* _PROBLEM TO WORK ON_: Please transcribe the data that follows without the pictures, keeping every word the same.

** START **

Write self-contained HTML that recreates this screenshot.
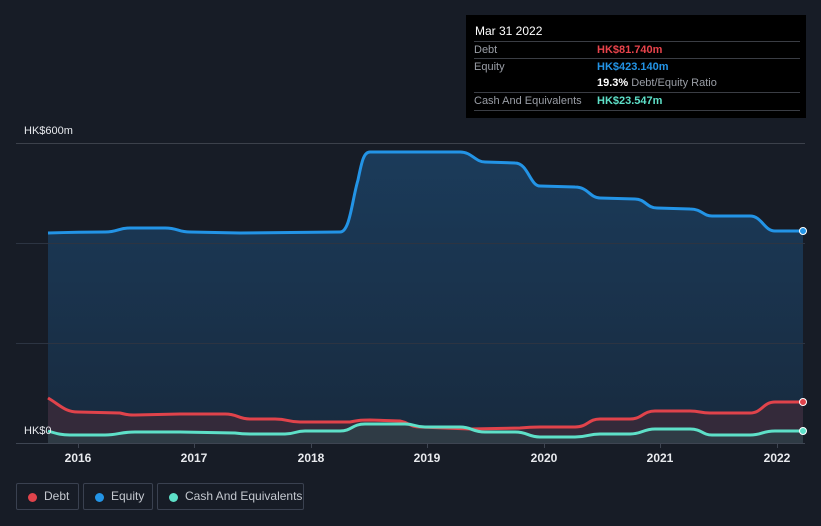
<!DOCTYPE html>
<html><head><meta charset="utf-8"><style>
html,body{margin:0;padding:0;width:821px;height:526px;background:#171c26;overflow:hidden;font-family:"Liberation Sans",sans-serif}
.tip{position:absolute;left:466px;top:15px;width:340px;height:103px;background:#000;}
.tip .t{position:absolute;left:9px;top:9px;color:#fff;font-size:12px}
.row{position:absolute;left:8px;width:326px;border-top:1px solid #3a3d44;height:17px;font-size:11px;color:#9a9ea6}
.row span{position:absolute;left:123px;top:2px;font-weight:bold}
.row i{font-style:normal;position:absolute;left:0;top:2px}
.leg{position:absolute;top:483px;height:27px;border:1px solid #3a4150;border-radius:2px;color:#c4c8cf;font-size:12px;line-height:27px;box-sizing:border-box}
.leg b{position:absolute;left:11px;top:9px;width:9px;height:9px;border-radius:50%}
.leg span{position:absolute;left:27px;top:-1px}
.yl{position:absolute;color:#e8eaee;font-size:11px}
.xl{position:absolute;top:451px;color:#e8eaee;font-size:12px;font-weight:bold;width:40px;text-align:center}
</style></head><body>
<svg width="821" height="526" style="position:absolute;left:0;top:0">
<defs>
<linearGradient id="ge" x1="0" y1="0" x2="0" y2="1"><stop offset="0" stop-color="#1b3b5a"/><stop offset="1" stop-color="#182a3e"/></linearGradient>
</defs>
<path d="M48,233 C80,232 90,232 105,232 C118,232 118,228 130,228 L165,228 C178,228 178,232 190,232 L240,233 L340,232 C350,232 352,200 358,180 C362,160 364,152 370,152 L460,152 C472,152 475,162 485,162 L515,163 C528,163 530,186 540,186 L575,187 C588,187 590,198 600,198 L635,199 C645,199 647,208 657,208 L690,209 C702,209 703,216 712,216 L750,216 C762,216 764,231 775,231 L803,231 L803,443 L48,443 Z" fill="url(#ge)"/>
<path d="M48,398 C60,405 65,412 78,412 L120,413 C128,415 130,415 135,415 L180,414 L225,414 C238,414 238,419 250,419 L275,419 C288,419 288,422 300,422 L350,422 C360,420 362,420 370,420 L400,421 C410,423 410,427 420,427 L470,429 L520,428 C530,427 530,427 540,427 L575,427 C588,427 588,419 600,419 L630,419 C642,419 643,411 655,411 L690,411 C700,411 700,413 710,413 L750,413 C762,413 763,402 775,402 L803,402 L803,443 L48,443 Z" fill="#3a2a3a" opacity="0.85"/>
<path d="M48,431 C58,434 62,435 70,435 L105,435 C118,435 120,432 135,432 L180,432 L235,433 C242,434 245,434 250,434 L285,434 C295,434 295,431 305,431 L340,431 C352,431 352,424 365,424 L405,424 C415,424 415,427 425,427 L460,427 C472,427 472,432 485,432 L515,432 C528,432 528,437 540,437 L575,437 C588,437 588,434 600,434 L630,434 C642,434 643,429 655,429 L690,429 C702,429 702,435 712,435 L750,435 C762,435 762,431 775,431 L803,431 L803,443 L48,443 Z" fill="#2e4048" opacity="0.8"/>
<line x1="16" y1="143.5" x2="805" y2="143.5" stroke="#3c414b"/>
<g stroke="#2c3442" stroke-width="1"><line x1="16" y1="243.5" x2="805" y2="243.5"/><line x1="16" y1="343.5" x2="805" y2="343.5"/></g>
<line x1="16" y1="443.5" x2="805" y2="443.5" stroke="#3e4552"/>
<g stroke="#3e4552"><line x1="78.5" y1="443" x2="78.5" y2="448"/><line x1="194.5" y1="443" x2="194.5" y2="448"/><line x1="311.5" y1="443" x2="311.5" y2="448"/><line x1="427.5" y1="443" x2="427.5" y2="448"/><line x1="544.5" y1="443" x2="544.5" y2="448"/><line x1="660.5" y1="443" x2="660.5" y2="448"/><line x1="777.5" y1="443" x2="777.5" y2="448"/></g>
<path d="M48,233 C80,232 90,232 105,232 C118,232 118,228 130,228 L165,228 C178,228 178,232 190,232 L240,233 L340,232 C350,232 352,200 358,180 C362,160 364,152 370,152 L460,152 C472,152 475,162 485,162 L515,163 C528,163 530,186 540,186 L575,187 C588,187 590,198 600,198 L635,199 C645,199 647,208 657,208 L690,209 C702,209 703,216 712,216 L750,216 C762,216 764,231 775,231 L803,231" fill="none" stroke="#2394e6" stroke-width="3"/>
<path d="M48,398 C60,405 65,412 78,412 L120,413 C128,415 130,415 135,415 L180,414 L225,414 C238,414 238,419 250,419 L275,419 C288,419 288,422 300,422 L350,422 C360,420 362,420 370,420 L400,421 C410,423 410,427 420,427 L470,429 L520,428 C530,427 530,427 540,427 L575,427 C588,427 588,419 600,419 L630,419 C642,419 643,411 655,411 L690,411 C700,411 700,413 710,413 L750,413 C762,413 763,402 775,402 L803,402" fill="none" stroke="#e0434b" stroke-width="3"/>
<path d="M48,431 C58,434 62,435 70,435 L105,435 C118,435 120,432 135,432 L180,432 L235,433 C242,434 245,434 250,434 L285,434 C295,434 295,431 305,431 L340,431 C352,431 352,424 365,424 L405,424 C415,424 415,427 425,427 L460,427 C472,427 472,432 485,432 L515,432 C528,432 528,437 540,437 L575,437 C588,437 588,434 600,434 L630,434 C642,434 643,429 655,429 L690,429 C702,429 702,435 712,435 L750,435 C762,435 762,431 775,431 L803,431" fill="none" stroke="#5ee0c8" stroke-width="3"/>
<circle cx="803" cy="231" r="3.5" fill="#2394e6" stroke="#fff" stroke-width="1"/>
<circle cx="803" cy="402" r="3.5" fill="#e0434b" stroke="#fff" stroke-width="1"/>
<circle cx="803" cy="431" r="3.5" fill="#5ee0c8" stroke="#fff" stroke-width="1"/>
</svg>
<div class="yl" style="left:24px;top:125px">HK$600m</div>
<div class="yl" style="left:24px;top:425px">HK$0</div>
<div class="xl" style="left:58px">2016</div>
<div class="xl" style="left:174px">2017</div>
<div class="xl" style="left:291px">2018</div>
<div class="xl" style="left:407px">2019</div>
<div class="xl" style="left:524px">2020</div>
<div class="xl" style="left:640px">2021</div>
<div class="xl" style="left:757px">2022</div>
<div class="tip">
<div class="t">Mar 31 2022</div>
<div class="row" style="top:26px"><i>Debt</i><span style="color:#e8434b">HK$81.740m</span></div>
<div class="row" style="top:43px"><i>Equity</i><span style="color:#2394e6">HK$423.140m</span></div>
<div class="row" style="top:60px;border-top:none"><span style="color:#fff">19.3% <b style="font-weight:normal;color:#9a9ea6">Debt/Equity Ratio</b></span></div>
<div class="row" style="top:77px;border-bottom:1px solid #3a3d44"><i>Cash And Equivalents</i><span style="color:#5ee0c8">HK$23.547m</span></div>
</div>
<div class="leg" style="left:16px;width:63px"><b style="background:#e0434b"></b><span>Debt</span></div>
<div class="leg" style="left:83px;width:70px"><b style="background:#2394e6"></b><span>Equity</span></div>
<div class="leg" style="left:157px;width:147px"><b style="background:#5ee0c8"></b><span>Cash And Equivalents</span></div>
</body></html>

** END **

* _RESULT FOR THIS EXERCISE_:
Write self-contained HTML that recreates this screenshot.
<!DOCTYPE html>
<html><head><meta charset="utf-8"><style>
html,body{margin:0;padding:0;width:821px;height:526px;background:#171c26;overflow:hidden;font-family:"Liberation Sans",sans-serif}
.tip{position:absolute;left:466px;top:15px;width:340px;height:103px;background:#000;}
.tip .t{position:absolute;left:9px;top:9px;color:#fff;font-size:12px}
.row{position:absolute;left:8px;width:326px;border-top:1px solid #3a3d44;height:17px;font-size:11px;color:#9a9ea6}
.row span{position:absolute;left:123px;top:2px;font-weight:bold}
.row i{font-style:normal;position:absolute;left:0;top:2px}
.leg{position:absolute;top:483px;height:27px;border:1px solid #3a4150;border-radius:2px;color:#c4c8cf;font-size:12px;line-height:27px;box-sizing:border-box}
.leg b{position:absolute;left:11px;top:9px;width:9px;height:9px;border-radius:50%}
.leg span{position:absolute;left:27px;top:-1px}
.yl{position:absolute;color:#e8eaee;font-size:11px}
.xl{position:absolute;top:451px;color:#e8eaee;font-size:12px;font-weight:bold;width:40px;text-align:center}
</style></head><body>
<svg width="821" height="526" style="position:absolute;left:0;top:0">
<defs>
<linearGradient id="ge" x1="0" y1="0" x2="0" y2="1"><stop offset="0" stop-color="#1b3b5a"/><stop offset="1" stop-color="#182a3e"/></linearGradient>
</defs>
<path d="M48,233 C80,232 90,232 105,232 C118,232 118,228 130,228 L165,228 C178,228 178,232 190,232 L240,233 L340,232 C350,232 352,200 358,180 C362,160 364,152 370,152 L460,152 C472,152 475,162 485,162 L515,163 C528,163 530,186 540,186 L575,187 C588,187 590,198 600,198 L635,199 C645,199 647,208 657,208 L690,209 C702,209 703,216 712,216 L750,216 C762,216 764,231 775,231 L803,231 L803,443 L48,443 Z" fill="url(#ge)"/>
<path d="M48,398 C60,405 65,412 78,412 L120,413 C128,415 130,415 135,415 L180,414 L225,414 C238,414 238,419 250,419 L275,419 C288,419 288,422 300,422 L350,422 C360,420 362,420 370,420 L400,421 C410,423 410,427 420,427 L470,429 L520,428 C530,427 530,427 540,427 L575,427 C588,427 588,419 600,419 L630,419 C642,419 643,411 655,411 L690,411 C700,411 700,413 710,413 L750,413 C762,413 763,402 775,402 L803,402 L803,443 L48,443 Z" fill="#3a2a3a" opacity="0.85"/>
<path d="M48,431 C58,434 62,435 70,435 L105,435 C118,435 120,432 135,432 L180,432 L235,433 C242,434 245,434 250,434 L285,434 C295,434 295,431 305,431 L340,431 C352,431 352,424 365,424 L405,424 C415,424 415,427 425,427 L460,427 C472,427 472,432 485,432 L515,432 C528,432 528,437 540,437 L575,437 C588,437 588,434 600,434 L630,434 C642,434 643,429 655,429 L690,429 C702,429 702,435 712,435 L750,435 C762,435 762,431 775,431 L803,431 L803,443 L48,443 Z" fill="#2e4048" opacity="0.8"/>
<line x1="16" y1="143.5" x2="805" y2="143.5" stroke="#3c414b"/>
<g stroke="#2c3442" stroke-width="1"><line x1="16" y1="243.5" x2="805" y2="243.5"/><line x1="16" y1="343.5" x2="805" y2="343.5"/></g>
<line x1="16" y1="443.5" x2="805" y2="443.5" stroke="#3e4552"/>
<g stroke="#3e4552"><line x1="78.5" y1="443" x2="78.5" y2="448"/><line x1="194.5" y1="443" x2="194.5" y2="448"/><line x1="311.5" y1="443" x2="311.5" y2="448"/><line x1="427.5" y1="443" x2="427.5" y2="448"/><line x1="544.5" y1="443" x2="544.5" y2="448"/><line x1="660.5" y1="443" x2="660.5" y2="448"/><line x1="777.5" y1="443" x2="777.5" y2="448"/></g>
<path d="M48,233 C80,232 90,232 105,232 C118,232 118,228 130,228 L165,228 C178,228 178,232 190,232 L240,233 L340,232 C350,232 352,200 358,180 C362,160 364,152 370,152 L460,152 C472,152 475,162 485,162 L515,163 C528,163 530,186 540,186 L575,187 C588,187 590,198 600,198 L635,199 C645,199 647,208 657,208 L690,209 C702,209 703,216 712,216 L750,216 C762,216 764,231 775,231 L803,231" fill="none" stroke="#2394e6" stroke-width="3"/>
<path d="M48,398 C60,405 65,412 78,412 L120,413 C128,415 130,415 135,415 L180,414 L225,414 C238,414 238,419 250,419 L275,419 C288,419 288,422 300,422 L350,422 C360,420 362,420 370,420 L400,421 C410,423 410,427 420,427 L470,429 L520,428 C530,427 530,427 540,427 L575,427 C588,427 588,419 600,419 L630,419 C642,419 643,411 655,411 L690,411 C700,411 700,413 710,413 L750,413 C762,413 763,402 775,402 L803,402" fill="none" stroke="#e0434b" stroke-width="3"/>
<path d="M48,431 C58,434 62,435 70,435 L105,435 C118,435 120,432 135,432 L180,432 L235,433 C242,434 245,434 250,434 L285,434 C295,434 295,431 305,431 L340,431 C352,431 352,424 365,424 L405,424 C415,424 415,427 425,427 L460,427 C472,427 472,432 485,432 L515,432 C528,432 528,437 540,437 L575,437 C588,437 588,434 600,434 L630,434 C642,434 643,429 655,429 L690,429 C702,429 702,435 712,435 L750,435 C762,435 762,431 775,431 L803,431" fill="none" stroke="#5ee0c8" stroke-width="3"/>
<circle cx="803" cy="231" r="3.5" fill="#2394e6" stroke="#fff" stroke-width="1"/>
<circle cx="803" cy="402" r="3.5" fill="#e0434b" stroke="#fff" stroke-width="1"/>
<circle cx="803" cy="431" r="3.5" fill="#5ee0c8" stroke="#fff" stroke-width="1"/>
</svg>
<div class="yl" style="left:24px;top:125px">HK$600m</div>
<div class="yl" style="left:24px;top:425px">HK$0</div>
<div class="xl" style="left:58px">2016</div>
<div class="xl" style="left:174px">2017</div>
<div class="xl" style="left:291px">2018</div>
<div class="xl" style="left:407px">2019</div>
<div class="xl" style="left:524px">2020</div>
<div class="xl" style="left:640px">2021</div>
<div class="xl" style="left:757px">2022</div>
<div class="tip">
<div class="t">Mar 31 2022</div>
<div class="row" style="top:26px"><i>Debt</i><span style="color:#e8434b">HK$81.740m</span></div>
<div class="row" style="top:43px"><i>Equity</i><span style="color:#2394e6">HK$423.140m</span></div>
<div class="row" style="top:60px;border-top:none"><span style="color:#fff">19.3% <b style="font-weight:normal;color:#9a9ea6">Debt/Equity Ratio</b></span></div>
<div class="row" style="top:77px;border-bottom:1px solid #3a3d44"><i>Cash And Equivalents</i><span style="color:#5ee0c8">HK$23.547m</span></div>
</div>
<div class="leg" style="left:16px;width:63px"><b style="background:#e0434b"></b><span>Debt</span></div>
<div class="leg" style="left:83px;width:70px"><b style="background:#2394e6"></b><span>Equity</span></div>
<div class="leg" style="left:157px;width:147px"><b style="background:#5ee0c8"></b><span>Cash And Equivalents</span></div>
</body></html>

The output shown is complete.